Enfin, les professionnels de santé « craignent d’être mis en difficulté en cas de détection d’une fraude à l’identité ». En effet, dans cette hypothèse, le médecin ne pourrait en pratique pas refuser le soin sous peine d'engager sa responsabilité disciplinaire. D'un autre côté, si le médecin accepte le soin, il ne pourrait pas non plus le facturer à l'Assurance maladie sous peine, cette fois-ci, d'être accusé d'avoir participé à la fraude.
La fusion carte Vitale et carte d'identitée privilégiée
À ce stade, le déploiement de la carte vitale biométrique semble rencontrer de nombreuses embûches. À la place, L'Igas préconise dans son rapport d’inscrire le numéro de sécurité sociale (NIR) sur la carte nationale d’identité électronique (CNIe) ou sur les titres de séjour.
Ce dispositif aurait un double intérêt selon l'Igas et l'IGF : lutter contre la fraude, en sécurisant l’identité des personnes se présentant à l’occasion des soins et protéger la santé publique, en permettant une avancée majeure en termes d’identitovigilance, afin de sécuriser l’identité du patient et donc ses données de santé.

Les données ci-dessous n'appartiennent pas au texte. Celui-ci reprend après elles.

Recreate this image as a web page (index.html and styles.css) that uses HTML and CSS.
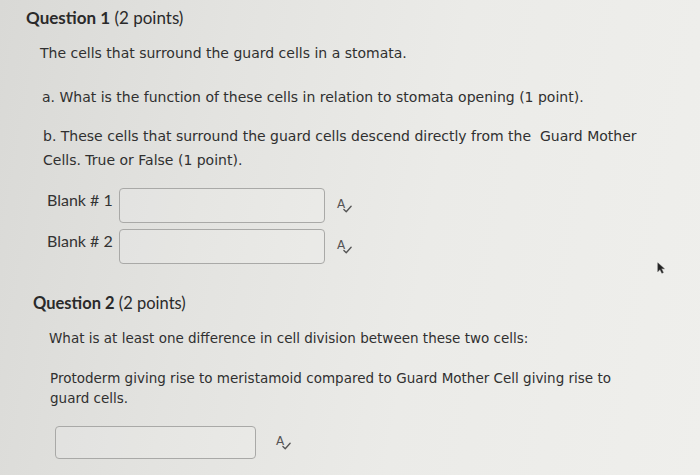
FILE: index.html
```html
<!DOCTYPE html>
<html>
<head>
<meta charset="utf-8">
<link rel="stylesheet" href="styles.css">
</head>
<body>
<div class="screen">
  <section class="question q1">
    <h2 class="qtitle"><b>Question 1</b> (2 points)</h2>
    <div class="qbody">
      <p class="intro">The cells that surround the guard cells in a stomata.</p>
      <p class="part-a">a. What is the function of these cells in relation to stomata opening (1 point).</p>
      <p class="part-b">b. These cells that surround the guard cells descend directly from the&nbsp; Guard Mother Cells. True or False (1 point).</p>
      <div class="blanks">
        <div class="blank-row">
          <span class="blank-label">Blank # 1</span>
          <span class="field"></span>
          <span class="spell"><span class="spell-a">A</span><svg class="spell-check" viewBox="0 0 10 8"><path d="M1 4.5 L3.6 7 L9 1" fill="none" stroke="#555" stroke-width="1.5" stroke-linecap="round" stroke-linejoin="round"/></svg></span>
        </div>
        <div class="blank-row">
          <span class="blank-label">Blank # 2</span>
          <span class="field"></span>
          <span class="spell"><span class="spell-a">A</span><svg class="spell-check" viewBox="0 0 10 8"><path d="M1 4.5 L3.6 7 L9 1" fill="none" stroke="#555" stroke-width="1.5" stroke-linecap="round" stroke-linejoin="round"/></svg></span>
        </div>
      </div>
    </div>
  </section>
  <section class="question q2">
    <h2 class="qtitle"><b>Question 2</b> (2 points)</h2>
    <div class="qbody">
      <p class="prompt">What is at least one difference in cell division between these two cells:</p>
      <p class="detail">Protoderm giving rise to meristamoid compared to Guard Mother Cell giving rise to guard cells.</p>
      <div class="answer-row">
        <span class="field wide"></span>
        <span class="spell"><span class="spell-a">A</span><svg class="spell-check" viewBox="0 0 10 8"><path d="M1 4.5 L3.6 7 L9 1" fill="none" stroke="#555" stroke-width="1.5" stroke-linecap="round" stroke-linejoin="round"/></svg></span>
      </div>
    </div>
  </section>
  <svg class="cursor" viewBox="0 0 12 16"><path d="M1 1 L1 13 L4 10 L6.5 15 L8.5 14 L6 9 L10 9 Z" fill="#222" stroke="#555" stroke-width="0.6"/></svg>
</div>
</body>
</html>
```
FILE: styles.css
```css
html, body {
  margin: 0;
  padding: 0;
}
body {
  width: 700px;
  height: 475px;
  overflow: hidden;
  background: linear-gradient(100deg, #d9d9d6 0%, #e3e3e0 30%, #ebebe8 60%, #efefec 100%);
  color: #333;
}
.screen {
  position: relative;
  width: 700px;
  height: 475px;
}
.question {
  display: flex;
  flex-direction: column;
}
.q1 {
  padding: 8px 0 0 26px;
}
.q2 {
  padding: 29px 0 0 33px;
}
.qtitle {
  margin: 0;
  font-family: Lato, "Liberation Sans", sans-serif;
  font-weight: 400;
  font-size: 17px;
  line-height: 20px;
  color: #2a2a2a;
}
.q2 .qtitle {
  font-size: 16.5px;
}
.qtitle b {
  font-weight: 700;
}
.q1 .qbody {
  padding-left: 14px;
}
.q2 .qbody {
  padding-left: 16px;
}
.qbody p {
  margin: 0;
  font-family: "DejaVu Sans", Verdana, sans-serif;
  font-size: 14px;
  line-height: 20px;
  color: #303030;
}
.q2 .qbody p {
  font-size: 13.5px;
}
.intro {
  margin-top: 15px !important;
}
.part-a {
  margin-top: 24px !important;
  padding-left: 2px;
}
.part-b {
  margin-top: 17px !important;
  padding-left: 3px;
  line-height: 24px !important;
  width: 600px;
}
.blanks {
  margin-top: 16px;
  display: flex;
  flex-direction: column;
  gap: 6px;
  padding-left: 7px;
}
.blank-row {
  display: flex;
  align-items: center;
  gap: 6px;
}
.blank-label {
  flex-shrink: 0;
  white-space: nowrap;
  width: 66px;
  font-family: Lato, "Liberation Sans", sans-serif;
  font-size: 16px;
  line-height: 20px;
  color: #333;
  margin-top: -12px;
}
.field {
  display: block;
  flex-shrink: 0;
  width: 204px;
  height: 33px;
  border: 1px solid #a9a9a7;
  border-radius: 4px;
  background: rgba(255, 255, 255, 0.12);
}
.field.wide {
  width: 199px;
  height: 31px;
}
.spell {
  display: inline-flex;
  position: relative;
  width: 15px;
  height: 16px;
  margin-left: 6px;
}
.spell-a {
  font-family: "DejaVu Sans", sans-serif;
  font-size: 12px;
  line-height: 12px;
  color: #555;
}
.spell-check {
  position: absolute;
  left: 6px;
  top: 7px;
  width: 9px;
  height: 8px;
}
.prompt {
  margin-top: 15px !important;
}
.detail {
  margin-top: 20px !important;
  padding-left: 1px;
  width: 590px;
}
.answer-row {
  margin-top: 18px;
  padding-left: 6px;
  display: flex;
  align-items: center;
  gap: 14px;
}
.cursor {
  position: absolute;
  left: 657px;
  top: 262px;
  width: 9px;
  height: 12px;
}
```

Selon les deux autorités administratives, ce scénario présente également l'avantage « d’être cohérent avec le déploiement de l’ApCV (application carte vitale, ndlr), qui prévoit l’équipement des professionnels de santé en lecteurs de puces NFC, technologie également embarquée dans la CNIe ».
Une étude de faisabilité technique et d'opportunité doit maintenant être conduite par les ministères chargés de l’Intérieur et de la Santé.